> THE REQUEST
Give an exact copy of every line, leaving images out.

> SOURCE DATA

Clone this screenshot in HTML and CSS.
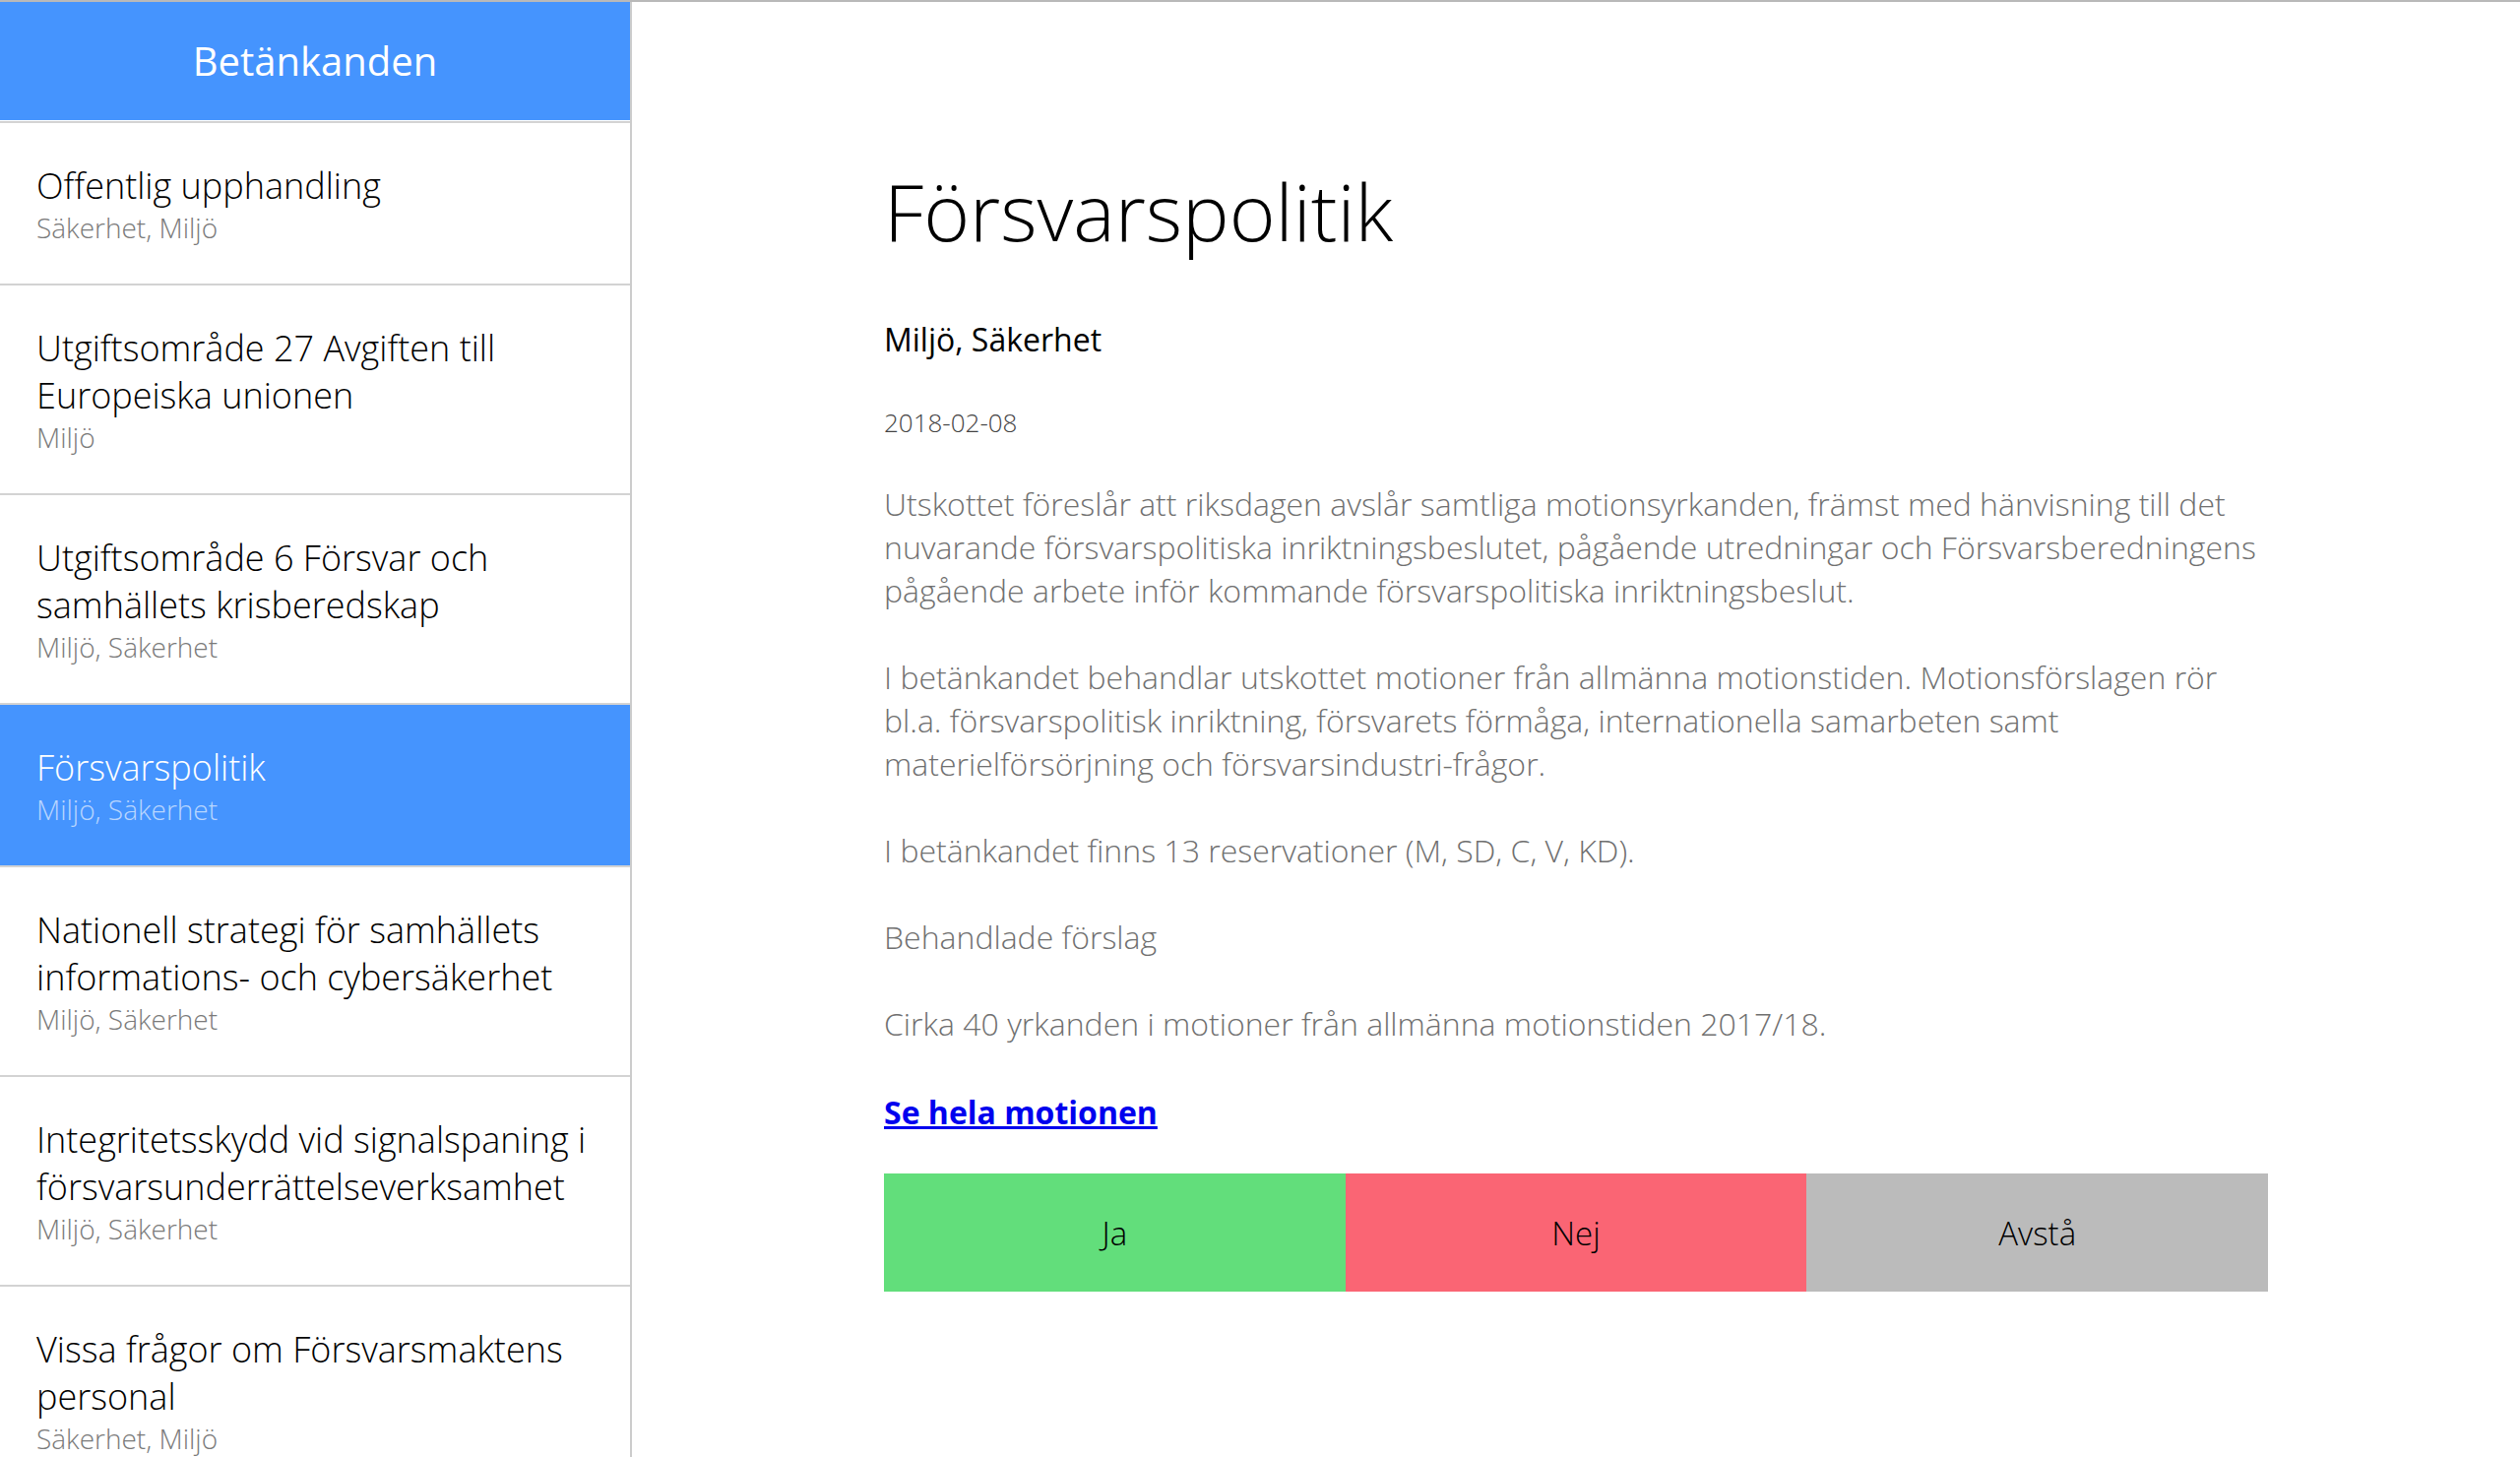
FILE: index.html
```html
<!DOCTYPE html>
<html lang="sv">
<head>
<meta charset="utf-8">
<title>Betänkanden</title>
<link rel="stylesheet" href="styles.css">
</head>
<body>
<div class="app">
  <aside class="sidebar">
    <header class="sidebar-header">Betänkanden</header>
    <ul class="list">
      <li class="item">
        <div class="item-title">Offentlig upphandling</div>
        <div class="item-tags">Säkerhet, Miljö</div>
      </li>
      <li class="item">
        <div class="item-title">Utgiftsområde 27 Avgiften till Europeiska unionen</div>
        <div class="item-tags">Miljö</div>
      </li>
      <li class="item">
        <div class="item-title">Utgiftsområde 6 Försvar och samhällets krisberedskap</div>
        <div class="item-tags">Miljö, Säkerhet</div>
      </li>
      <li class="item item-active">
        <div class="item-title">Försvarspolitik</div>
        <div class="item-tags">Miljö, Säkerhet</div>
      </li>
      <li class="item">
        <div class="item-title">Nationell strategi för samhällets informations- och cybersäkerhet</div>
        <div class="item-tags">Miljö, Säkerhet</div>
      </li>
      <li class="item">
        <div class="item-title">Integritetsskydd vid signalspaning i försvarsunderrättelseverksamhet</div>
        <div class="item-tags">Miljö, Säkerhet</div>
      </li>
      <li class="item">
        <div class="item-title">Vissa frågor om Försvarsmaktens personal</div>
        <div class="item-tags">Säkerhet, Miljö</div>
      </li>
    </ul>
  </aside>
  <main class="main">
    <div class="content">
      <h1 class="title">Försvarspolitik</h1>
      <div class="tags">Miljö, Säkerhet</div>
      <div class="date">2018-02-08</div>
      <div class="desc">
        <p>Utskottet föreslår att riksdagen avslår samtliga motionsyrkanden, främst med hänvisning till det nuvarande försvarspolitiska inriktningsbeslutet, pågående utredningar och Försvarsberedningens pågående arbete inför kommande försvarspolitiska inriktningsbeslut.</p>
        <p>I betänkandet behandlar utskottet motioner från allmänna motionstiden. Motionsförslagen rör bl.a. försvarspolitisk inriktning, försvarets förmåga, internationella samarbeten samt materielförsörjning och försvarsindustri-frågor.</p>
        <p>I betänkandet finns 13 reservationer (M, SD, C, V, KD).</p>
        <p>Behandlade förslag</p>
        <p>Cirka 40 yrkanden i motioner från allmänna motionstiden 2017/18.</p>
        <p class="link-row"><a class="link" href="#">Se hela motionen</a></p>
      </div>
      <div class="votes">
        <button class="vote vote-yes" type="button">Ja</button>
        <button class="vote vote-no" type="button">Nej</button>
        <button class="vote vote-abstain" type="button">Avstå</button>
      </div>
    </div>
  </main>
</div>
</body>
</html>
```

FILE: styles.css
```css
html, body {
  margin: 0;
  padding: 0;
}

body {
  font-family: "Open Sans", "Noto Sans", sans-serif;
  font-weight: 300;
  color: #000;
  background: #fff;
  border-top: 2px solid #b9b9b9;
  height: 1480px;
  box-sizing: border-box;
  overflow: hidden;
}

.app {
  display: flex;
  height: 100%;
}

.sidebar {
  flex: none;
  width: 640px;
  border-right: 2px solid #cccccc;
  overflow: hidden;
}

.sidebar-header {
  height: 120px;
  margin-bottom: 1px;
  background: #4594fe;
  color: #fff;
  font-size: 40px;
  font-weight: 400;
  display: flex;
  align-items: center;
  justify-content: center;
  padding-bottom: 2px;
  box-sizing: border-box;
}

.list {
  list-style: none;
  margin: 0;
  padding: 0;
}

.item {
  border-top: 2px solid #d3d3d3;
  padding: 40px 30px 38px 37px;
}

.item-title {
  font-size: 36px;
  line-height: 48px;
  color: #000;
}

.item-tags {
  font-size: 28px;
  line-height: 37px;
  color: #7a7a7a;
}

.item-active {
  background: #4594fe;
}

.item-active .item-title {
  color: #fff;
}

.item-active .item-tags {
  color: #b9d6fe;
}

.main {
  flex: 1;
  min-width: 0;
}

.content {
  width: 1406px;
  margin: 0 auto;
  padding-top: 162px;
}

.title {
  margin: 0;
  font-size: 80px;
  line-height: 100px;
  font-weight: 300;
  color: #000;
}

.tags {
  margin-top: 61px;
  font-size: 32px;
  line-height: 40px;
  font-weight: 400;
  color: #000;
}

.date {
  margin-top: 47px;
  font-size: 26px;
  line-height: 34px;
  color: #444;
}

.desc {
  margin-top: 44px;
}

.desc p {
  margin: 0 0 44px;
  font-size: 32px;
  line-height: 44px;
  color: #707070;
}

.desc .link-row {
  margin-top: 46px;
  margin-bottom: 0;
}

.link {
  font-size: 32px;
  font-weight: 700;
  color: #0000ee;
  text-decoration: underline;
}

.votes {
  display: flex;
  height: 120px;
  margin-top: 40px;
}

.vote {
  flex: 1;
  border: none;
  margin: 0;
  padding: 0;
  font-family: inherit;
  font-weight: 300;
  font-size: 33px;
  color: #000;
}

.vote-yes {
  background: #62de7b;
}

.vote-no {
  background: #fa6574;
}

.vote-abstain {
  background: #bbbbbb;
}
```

> EXPECTED OUTPUT
Clone this screenshot in HTML and CSS.
FILE: index.html
```html
<!DOCTYPE html>
<html lang="sv">
<head>
<meta charset="utf-8">
<title>Betänkanden</title>
<link rel="stylesheet" href="styles.css">
</head>
<body>
<div class="app">
  <aside class="sidebar">
    <header class="sidebar-header">Betänkanden</header>
    <ul class="list">
      <li class="item">
        <div class="item-title">Offentlig upphandling</div>
        <div class="item-tags">Säkerhet, Miljö</div>
      </li>
      <li class="item">
        <div class="item-title">Utgiftsområde 27 Avgiften till Europeiska unionen</div>
        <div class="item-tags">Miljö</div>
      </li>
      <li class="item">
        <div class="item-title">Utgiftsområde 6 Försvar och samhällets krisberedskap</div>
        <div class="item-tags">Miljö, Säkerhet</div>
      </li>
      <li class="item item-active">
        <div class="item-title">Försvarspolitik</div>
        <div class="item-tags">Miljö, Säkerhet</div>
      </li>
      <li class="item">
        <div class="item-title">Nationell strategi för samhällets informations- och cybersäkerhet</div>
        <div class="item-tags">Miljö, Säkerhet</div>
      </li>
      <li class="item">
        <div class="item-title">Integritetsskydd vid signalspaning i försvarsunderrättelseverksamhet</div>
        <div class="item-tags">Miljö, Säkerhet</div>
      </li>
      <li class="item">
        <div class="item-title">Vissa frågor om Försvarsmaktens personal</div>
        <div class="item-tags">Säkerhet, Miljö</div>
      </li>
    </ul>
  </aside>
  <main class="main">
    <div class="content">
      <h1 class="title">Försvarspolitik</h1>
      <div class="tags">Miljö, Säkerhet</div>
      <div class="date">2018-02-08</div>
      <div class="desc">
        <p>Utskottet föreslår att riksdagen avslår samtliga motionsyrkanden, främst med hänvisning till det nuvarande försvarspolitiska inriktningsbeslutet, pågående utredningar och Försvarsberedningens pågående arbete inför kommande försvarspolitiska inriktningsbeslut.</p>
        <p>I betänkandet behandlar utskottet motioner från allmänna motionstiden. Motionsförslagen rör bl.a. försvarspolitisk inriktning, försvarets förmåga, internationella samarbeten samt materielförsörjning och försvarsindustri-frågor.</p>
        <p>I betänkandet finns 13 reservationer (M, SD, C, V, KD).</p>
        <p>Behandlade förslag</p>
        <p>Cirka 40 yrkanden i motioner från allmänna motionstiden 2017/18.</p>
        <p class="link-row"><a class="link" href="#">Se hela motionen</a></p>
      </div>
      <div class="votes">
        <button class="vote vote-yes" type="button">Ja</button>
        <button class="vote vote-no" type="button">Nej</button>
        <button class="vote vote-abstain" type="button">Avstå</button>
      </div>
    </div>
  </main>
</div>
</body>
</html>
```

FILE: styles.css
```css
html, body {
  margin: 0;
  padding: 0;
}

body {
  font-family: "Open Sans", "Noto Sans", sans-serif;
  font-weight: 300;
  color: #000;
  background: #fff;
  border-top: 2px solid #b9b9b9;
  height: 1480px;
  box-sizing: border-box;
  overflow: hidden;
}

.app {
  display: flex;
  height: 100%;
}

.sidebar {
  flex: none;
  width: 640px;
  border-right: 2px solid #cccccc;
  overflow: hidden;
}

.sidebar-header {
  height: 120px;
  margin-bottom: 1px;
  background: #4594fe;
  color: #fff;
  font-size: 40px;
  font-weight: 400;
  display: flex;
  align-items: center;
  justify-content: center;
  padding-bottom: 2px;
  box-sizing: border-box;
}

.list {
  list-style: none;
  margin: 0;
  padding: 0;
}

.item {
  border-top: 2px solid #d3d3d3;
  padding: 40px 30px 38px 37px;
}

.item-title {
  font-size: 36px;
  line-height: 48px;
  color: #000;
}

.item-tags {
  font-size: 28px;
  line-height: 37px;
  color: #7a7a7a;
}

.item-active {
  background: #4594fe;
}

.item-active .item-title {
  color: #fff;
}

.item-active .item-tags {
  color: #b9d6fe;
}

.main {
  flex: 1;
  min-width: 0;
}

.content {
  width: 1406px;
  margin: 0 auto;
  padding-top: 162px;
}

.title {
  margin: 0;
  font-size: 80px;
  line-height: 100px;
  font-weight: 300;
  color: #000;
}

.tags {
  margin-top: 61px;
  font-size: 32px;
  line-height: 40px;
  font-weight: 400;
  color: #000;
}

.date {
  margin-top: 47px;
  font-size: 26px;
  line-height: 34px;
  color: #444;
}

.desc {
  margin-top: 44px;
}

.desc p {
  margin: 0 0 44px;
  font-size: 32px;
  line-height: 44px;
  color: #707070;
}

.desc .link-row {
  margin-top: 46px;
  margin-bottom: 0;
}

.link {
  font-size: 32px;
  font-weight: 700;
  color: #0000ee;
  text-decoration: underline;
}

.votes {
  display: flex;
  height: 120px;
  margin-top: 40px;
}

.vote {
  flex: 1;
  border: none;
  margin: 0;
  padding: 0;
  font-family: inherit;
  font-weight: 300;
  font-size: 33px;
  color: #000;
}

.vote-yes {
  background: #62de7b;
}

.vote-no {
  background: #fa6574;
}

.vote-abstain {
  background: #bbbbbb;
}
```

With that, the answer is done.